■ To do ■
Quote the whole listing word for word. Do not include the pictures.

::::

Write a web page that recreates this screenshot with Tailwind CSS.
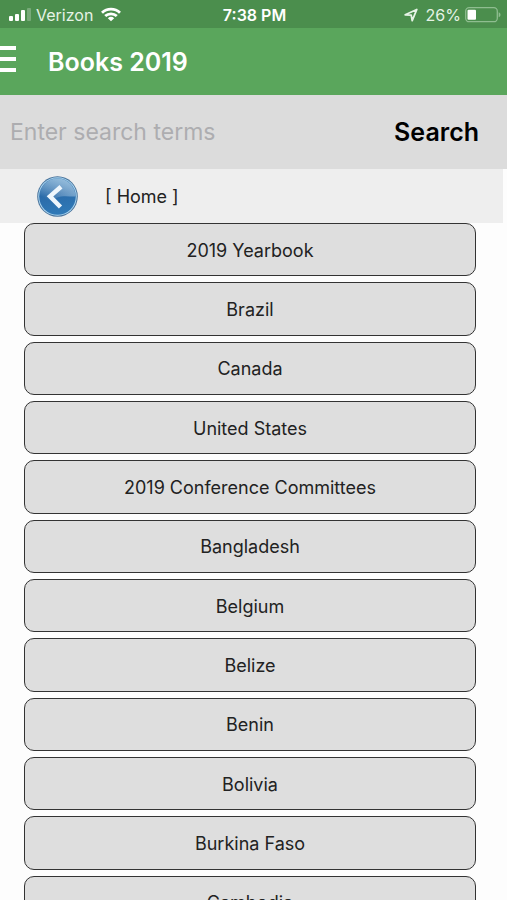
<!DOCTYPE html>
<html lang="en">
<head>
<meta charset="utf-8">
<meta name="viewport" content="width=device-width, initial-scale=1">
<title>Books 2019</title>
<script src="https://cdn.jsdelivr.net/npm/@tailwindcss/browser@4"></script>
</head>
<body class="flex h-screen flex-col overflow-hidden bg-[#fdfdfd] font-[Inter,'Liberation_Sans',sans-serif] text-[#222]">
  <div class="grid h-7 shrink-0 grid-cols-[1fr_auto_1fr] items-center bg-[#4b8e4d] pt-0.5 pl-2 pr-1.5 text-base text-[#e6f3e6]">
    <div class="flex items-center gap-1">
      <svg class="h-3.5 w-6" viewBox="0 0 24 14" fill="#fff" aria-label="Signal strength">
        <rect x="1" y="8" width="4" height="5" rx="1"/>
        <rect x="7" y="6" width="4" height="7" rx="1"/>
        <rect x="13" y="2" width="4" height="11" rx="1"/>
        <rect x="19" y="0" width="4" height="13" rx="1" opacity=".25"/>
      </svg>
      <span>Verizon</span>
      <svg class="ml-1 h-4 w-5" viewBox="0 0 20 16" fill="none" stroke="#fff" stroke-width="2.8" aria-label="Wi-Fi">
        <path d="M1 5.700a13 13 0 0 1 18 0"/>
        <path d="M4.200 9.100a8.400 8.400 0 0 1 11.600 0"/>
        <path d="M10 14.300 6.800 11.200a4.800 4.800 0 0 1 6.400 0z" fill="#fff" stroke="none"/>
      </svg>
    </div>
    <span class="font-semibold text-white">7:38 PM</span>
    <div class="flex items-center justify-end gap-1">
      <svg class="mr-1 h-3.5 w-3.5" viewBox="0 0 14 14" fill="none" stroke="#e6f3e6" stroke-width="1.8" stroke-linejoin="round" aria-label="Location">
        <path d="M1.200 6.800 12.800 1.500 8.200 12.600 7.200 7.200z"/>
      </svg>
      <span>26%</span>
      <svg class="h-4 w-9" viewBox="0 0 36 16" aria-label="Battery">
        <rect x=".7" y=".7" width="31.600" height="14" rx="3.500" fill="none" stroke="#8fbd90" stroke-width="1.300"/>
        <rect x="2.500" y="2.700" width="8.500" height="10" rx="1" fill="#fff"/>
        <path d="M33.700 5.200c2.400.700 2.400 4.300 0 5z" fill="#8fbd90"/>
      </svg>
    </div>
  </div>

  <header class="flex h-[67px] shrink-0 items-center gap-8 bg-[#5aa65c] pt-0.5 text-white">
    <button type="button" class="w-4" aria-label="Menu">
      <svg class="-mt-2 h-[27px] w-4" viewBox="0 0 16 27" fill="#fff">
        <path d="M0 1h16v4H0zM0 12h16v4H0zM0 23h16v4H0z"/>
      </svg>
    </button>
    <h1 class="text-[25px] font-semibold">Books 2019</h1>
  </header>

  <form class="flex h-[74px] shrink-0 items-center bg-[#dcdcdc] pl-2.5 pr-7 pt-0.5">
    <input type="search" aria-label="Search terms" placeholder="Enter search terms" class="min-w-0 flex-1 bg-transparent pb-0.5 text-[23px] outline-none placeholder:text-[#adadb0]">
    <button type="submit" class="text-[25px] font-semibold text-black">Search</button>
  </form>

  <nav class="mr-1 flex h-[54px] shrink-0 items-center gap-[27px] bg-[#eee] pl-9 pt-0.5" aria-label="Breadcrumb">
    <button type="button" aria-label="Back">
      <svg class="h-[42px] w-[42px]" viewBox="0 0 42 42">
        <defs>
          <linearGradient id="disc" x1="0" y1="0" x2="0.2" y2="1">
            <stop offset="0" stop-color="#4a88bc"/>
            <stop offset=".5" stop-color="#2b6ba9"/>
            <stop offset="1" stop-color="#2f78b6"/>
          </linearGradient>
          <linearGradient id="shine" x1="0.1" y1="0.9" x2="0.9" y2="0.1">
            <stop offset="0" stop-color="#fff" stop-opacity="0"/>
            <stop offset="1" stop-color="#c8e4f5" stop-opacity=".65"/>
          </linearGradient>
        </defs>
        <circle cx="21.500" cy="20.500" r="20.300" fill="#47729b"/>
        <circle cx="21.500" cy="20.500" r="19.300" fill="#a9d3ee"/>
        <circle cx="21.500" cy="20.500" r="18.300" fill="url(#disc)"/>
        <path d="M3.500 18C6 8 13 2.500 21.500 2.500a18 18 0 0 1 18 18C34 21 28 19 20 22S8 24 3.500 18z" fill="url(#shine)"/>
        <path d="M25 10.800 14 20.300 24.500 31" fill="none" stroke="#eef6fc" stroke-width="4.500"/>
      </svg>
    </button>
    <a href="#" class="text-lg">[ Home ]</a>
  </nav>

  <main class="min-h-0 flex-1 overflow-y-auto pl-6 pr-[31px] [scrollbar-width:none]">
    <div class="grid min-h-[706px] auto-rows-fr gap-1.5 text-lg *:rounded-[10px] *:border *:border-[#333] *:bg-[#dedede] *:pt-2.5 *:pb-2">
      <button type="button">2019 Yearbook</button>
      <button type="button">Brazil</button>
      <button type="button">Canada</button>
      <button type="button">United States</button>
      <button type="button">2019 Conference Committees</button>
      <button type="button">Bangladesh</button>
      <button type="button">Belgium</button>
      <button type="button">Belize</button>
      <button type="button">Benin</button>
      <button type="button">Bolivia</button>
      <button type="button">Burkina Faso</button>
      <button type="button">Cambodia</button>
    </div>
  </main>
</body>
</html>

::::

■ Task result ■
Write a web page that recreates this screenshot with Tailwind CSS.
<!DOCTYPE html>
<html lang="en">
<head>
<meta charset="utf-8">
<meta name="viewport" content="width=device-width, initial-scale=1">
<title>Books 2019</title>
<script src="https://cdn.jsdelivr.net/npm/@tailwindcss/browser@4"></script>
</head>
<body class="flex h-screen flex-col overflow-hidden bg-[#fdfdfd] font-[Inter,'Liberation_Sans',sans-serif] text-[#222]">
  <div class="grid h-7 shrink-0 grid-cols-[1fr_auto_1fr] items-center bg-[#4b8e4d] pt-0.5 pl-2 pr-1.5 text-base text-[#e6f3e6]">
    <div class="flex items-center gap-1">
      <svg class="h-3.5 w-6" viewBox="0 0 24 14" fill="#fff" aria-label="Signal strength">
        <rect x="1" y="8" width="4" height="5" rx="1"/>
        <rect x="7" y="6" width="4" height="7" rx="1"/>
        <rect x="13" y="2" width="4" height="11" rx="1"/>
        <rect x="19" y="0" width="4" height="13" rx="1" opacity=".25"/>
      </svg>
      <span>Verizon</span>
      <svg class="ml-1 h-4 w-5" viewBox="0 0 20 16" fill="none" stroke="#fff" stroke-width="2.8" aria-label="Wi-Fi">
        <path d="M1 5.700a13 13 0 0 1 18 0"/>
        <path d="M4.200 9.100a8.400 8.400 0 0 1 11.600 0"/>
        <path d="M10 14.300 6.800 11.200a4.800 4.800 0 0 1 6.400 0z" fill="#fff" stroke="none"/>
      </svg>
    </div>
    <span class="font-semibold text-white">7:38 PM</span>
    <div class="flex items-center justify-end gap-1">
      <svg class="mr-1 h-3.5 w-3.5" viewBox="0 0 14 14" fill="none" stroke="#e6f3e6" stroke-width="1.8" stroke-linejoin="round" aria-label="Location">
        <path d="M1.200 6.800 12.800 1.500 8.200 12.600 7.200 7.200z"/>
      </svg>
      <span>26%</span>
      <svg class="h-4 w-9" viewBox="0 0 36 16" aria-label="Battery">
        <rect x=".7" y=".7" width="31.600" height="14" rx="3.500" fill="none" stroke="#8fbd90" stroke-width="1.300"/>
        <rect x="2.500" y="2.700" width="8.500" height="10" rx="1" fill="#fff"/>
        <path d="M33.700 5.200c2.400.700 2.400 4.300 0 5z" fill="#8fbd90"/>
      </svg>
    </div>
  </div>

  <header class="flex h-[67px] shrink-0 items-center gap-8 bg-[#5aa65c] pt-0.5 text-white">
    <button type="button" class="w-4" aria-label="Menu">
      <svg class="-mt-2 h-[27px] w-4" viewBox="0 0 16 27" fill="#fff">
        <path d="M0 1h16v4H0zM0 12h16v4H0zM0 23h16v4H0z"/>
      </svg>
    </button>
    <h1 class="text-[25px] font-semibold">Books 2019</h1>
  </header>

  <form class="flex h-[74px] shrink-0 items-center bg-[#dcdcdc] pl-2.5 pr-7 pt-0.5">
    <input type="search" aria-label="Search terms" placeholder="Enter search terms" class="min-w-0 flex-1 bg-transparent pb-0.5 text-[23px] outline-none placeholder:text-[#adadb0]">
    <button type="submit" class="text-[25px] font-semibold text-black">Search</button>
  </form>

  <nav class="mr-1 flex h-[54px] shrink-0 items-center gap-[27px] bg-[#eee] pl-9 pt-0.5" aria-label="Breadcrumb">
    <button type="button" aria-label="Back">
      <svg class="h-[42px] w-[42px]" viewBox="0 0 42 42">
        <defs>
          <linearGradient id="disc" x1="0" y1="0" x2="0.2" y2="1">
            <stop offset="0" stop-color="#4a88bc"/>
            <stop offset=".5" stop-color="#2b6ba9"/>
            <stop offset="1" stop-color="#2f78b6"/>
          </linearGradient>
          <linearGradient id="shine" x1="0.1" y1="0.9" x2="0.9" y2="0.1">
            <stop offset="0" stop-color="#fff" stop-opacity="0"/>
            <stop offset="1" stop-color="#c8e4f5" stop-opacity=".65"/>
          </linearGradient>
        </defs>
        <circle cx="21.500" cy="20.500" r="20.300" fill="#47729b"/>
        <circle cx="21.500" cy="20.500" r="19.300" fill="#a9d3ee"/>
        <circle cx="21.500" cy="20.500" r="18.300" fill="url(#disc)"/>
        <path d="M3.500 18C6 8 13 2.500 21.500 2.500a18 18 0 0 1 18 18C34 21 28 19 20 22S8 24 3.500 18z" fill="url(#shine)"/>
        <path d="M25 10.800 14 20.300 24.500 31" fill="none" stroke="#eef6fc" stroke-width="4.500"/>
      </svg>
    </button>
    <a href="#" class="text-lg">[ Home ]</a>
  </nav>

  <main class="min-h-0 flex-1 overflow-y-auto pl-6 pr-[31px] [scrollbar-width:none]">
    <div class="grid min-h-[706px] auto-rows-fr gap-1.5 text-lg *:rounded-[10px] *:border *:border-[#333] *:bg-[#dedede] *:pt-2.5 *:pb-2">
      <button type="button">2019 Yearbook</button>
      <button type="button">Brazil</button>
      <button type="button">Canada</button>
      <button type="button">United States</button>
      <button type="button">2019 Conference Committees</button>
      <button type="button">Bangladesh</button>
      <button type="button">Belgium</button>
      <button type="button">Belize</button>
      <button type="button">Benin</button>
      <button type="button">Bolivia</button>
      <button type="button">Burkina Faso</button>
      <button type="button">Cambodia</button>
    </div>
  </main>
</body>
</html>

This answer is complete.